> WORK TO DO: Drop every picture, then transcribe the remaining data exactly.

> PROVIDED DATA:
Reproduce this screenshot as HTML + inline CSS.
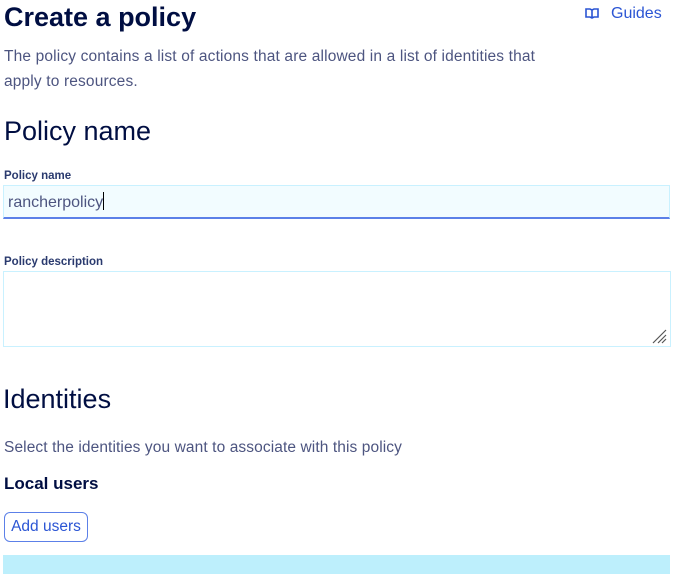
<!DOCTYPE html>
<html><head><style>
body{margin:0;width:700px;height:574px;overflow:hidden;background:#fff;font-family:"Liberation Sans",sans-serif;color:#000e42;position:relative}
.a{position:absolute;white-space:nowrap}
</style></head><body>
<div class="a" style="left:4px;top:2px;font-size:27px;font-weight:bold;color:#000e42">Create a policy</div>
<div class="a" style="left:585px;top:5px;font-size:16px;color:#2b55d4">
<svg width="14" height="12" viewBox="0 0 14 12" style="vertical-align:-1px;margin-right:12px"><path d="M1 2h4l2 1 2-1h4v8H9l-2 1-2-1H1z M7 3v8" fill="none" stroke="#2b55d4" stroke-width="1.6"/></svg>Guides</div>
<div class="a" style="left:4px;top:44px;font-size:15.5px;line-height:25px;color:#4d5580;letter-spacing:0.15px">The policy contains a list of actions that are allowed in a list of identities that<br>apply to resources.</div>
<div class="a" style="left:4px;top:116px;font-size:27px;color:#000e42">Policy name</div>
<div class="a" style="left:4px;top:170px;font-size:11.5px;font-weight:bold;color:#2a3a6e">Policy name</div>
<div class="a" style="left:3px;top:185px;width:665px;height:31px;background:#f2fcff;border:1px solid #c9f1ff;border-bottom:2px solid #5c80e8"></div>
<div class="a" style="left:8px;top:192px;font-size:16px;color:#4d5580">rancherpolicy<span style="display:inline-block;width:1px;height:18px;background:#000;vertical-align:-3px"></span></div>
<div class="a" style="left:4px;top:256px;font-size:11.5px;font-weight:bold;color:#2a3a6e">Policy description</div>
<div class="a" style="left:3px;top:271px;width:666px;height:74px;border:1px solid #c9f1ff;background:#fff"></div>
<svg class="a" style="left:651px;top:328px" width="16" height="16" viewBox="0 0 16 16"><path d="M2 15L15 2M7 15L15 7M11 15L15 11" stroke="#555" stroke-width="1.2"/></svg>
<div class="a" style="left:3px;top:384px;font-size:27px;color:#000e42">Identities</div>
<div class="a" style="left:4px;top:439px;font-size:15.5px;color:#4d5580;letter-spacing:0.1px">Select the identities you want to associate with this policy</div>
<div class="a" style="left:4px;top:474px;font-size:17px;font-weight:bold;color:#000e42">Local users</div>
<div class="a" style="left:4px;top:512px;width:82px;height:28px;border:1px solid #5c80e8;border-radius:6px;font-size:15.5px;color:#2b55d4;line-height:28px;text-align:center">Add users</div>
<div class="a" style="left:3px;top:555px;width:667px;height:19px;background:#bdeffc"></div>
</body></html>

> ANSWER:
Reproduce this screenshot as HTML + inline CSS.
<!DOCTYPE html>
<html><head><style>
body{margin:0;width:700px;height:574px;overflow:hidden;background:#fff;font-family:"Liberation Sans",sans-serif;color:#000e42;position:relative}
.a{position:absolute;white-space:nowrap}
</style></head><body>
<div class="a" style="left:4px;top:2px;font-size:27px;font-weight:bold;color:#000e42">Create a policy</div>
<div class="a" style="left:585px;top:5px;font-size:16px;color:#2b55d4">
<svg width="14" height="12" viewBox="0 0 14 12" style="vertical-align:-1px;margin-right:12px"><path d="M1 2h4l2 1 2-1h4v8H9l-2 1-2-1H1z M7 3v8" fill="none" stroke="#2b55d4" stroke-width="1.6"/></svg>Guides</div>
<div class="a" style="left:4px;top:44px;font-size:15.5px;line-height:25px;color:#4d5580;letter-spacing:0.15px">The policy contains a list of actions that are allowed in a list of identities that<br>apply to resources.</div>
<div class="a" style="left:4px;top:116px;font-size:27px;color:#000e42">Policy name</div>
<div class="a" style="left:4px;top:170px;font-size:11.5px;font-weight:bold;color:#2a3a6e">Policy name</div>
<div class="a" style="left:3px;top:185px;width:665px;height:31px;background:#f2fcff;border:1px solid #c9f1ff;border-bottom:2px solid #5c80e8"></div>
<div class="a" style="left:8px;top:192px;font-size:16px;color:#4d5580">rancherpolicy<span style="display:inline-block;width:1px;height:18px;background:#000;vertical-align:-3px"></span></div>
<div class="a" style="left:4px;top:256px;font-size:11.5px;font-weight:bold;color:#2a3a6e">Policy description</div>
<div class="a" style="left:3px;top:271px;width:666px;height:74px;border:1px solid #c9f1ff;background:#fff"></div>
<svg class="a" style="left:651px;top:328px" width="16" height="16" viewBox="0 0 16 16"><path d="M2 15L15 2M7 15L15 7M11 15L15 11" stroke="#555" stroke-width="1.2"/></svg>
<div class="a" style="left:3px;top:384px;font-size:27px;color:#000e42">Identities</div>
<div class="a" style="left:4px;top:439px;font-size:15.5px;color:#4d5580;letter-spacing:0.1px">Select the identities you want to associate with this policy</div>
<div class="a" style="left:4px;top:474px;font-size:17px;font-weight:bold;color:#000e42">Local users</div>
<div class="a" style="left:4px;top:512px;width:82px;height:28px;border:1px solid #5c80e8;border-radius:6px;font-size:15.5px;color:#2b55d4;line-height:28px;text-align:center">Add users</div>
<div class="a" style="left:3px;top:555px;width:667px;height:19px;background:#bdeffc"></div>
</body></html>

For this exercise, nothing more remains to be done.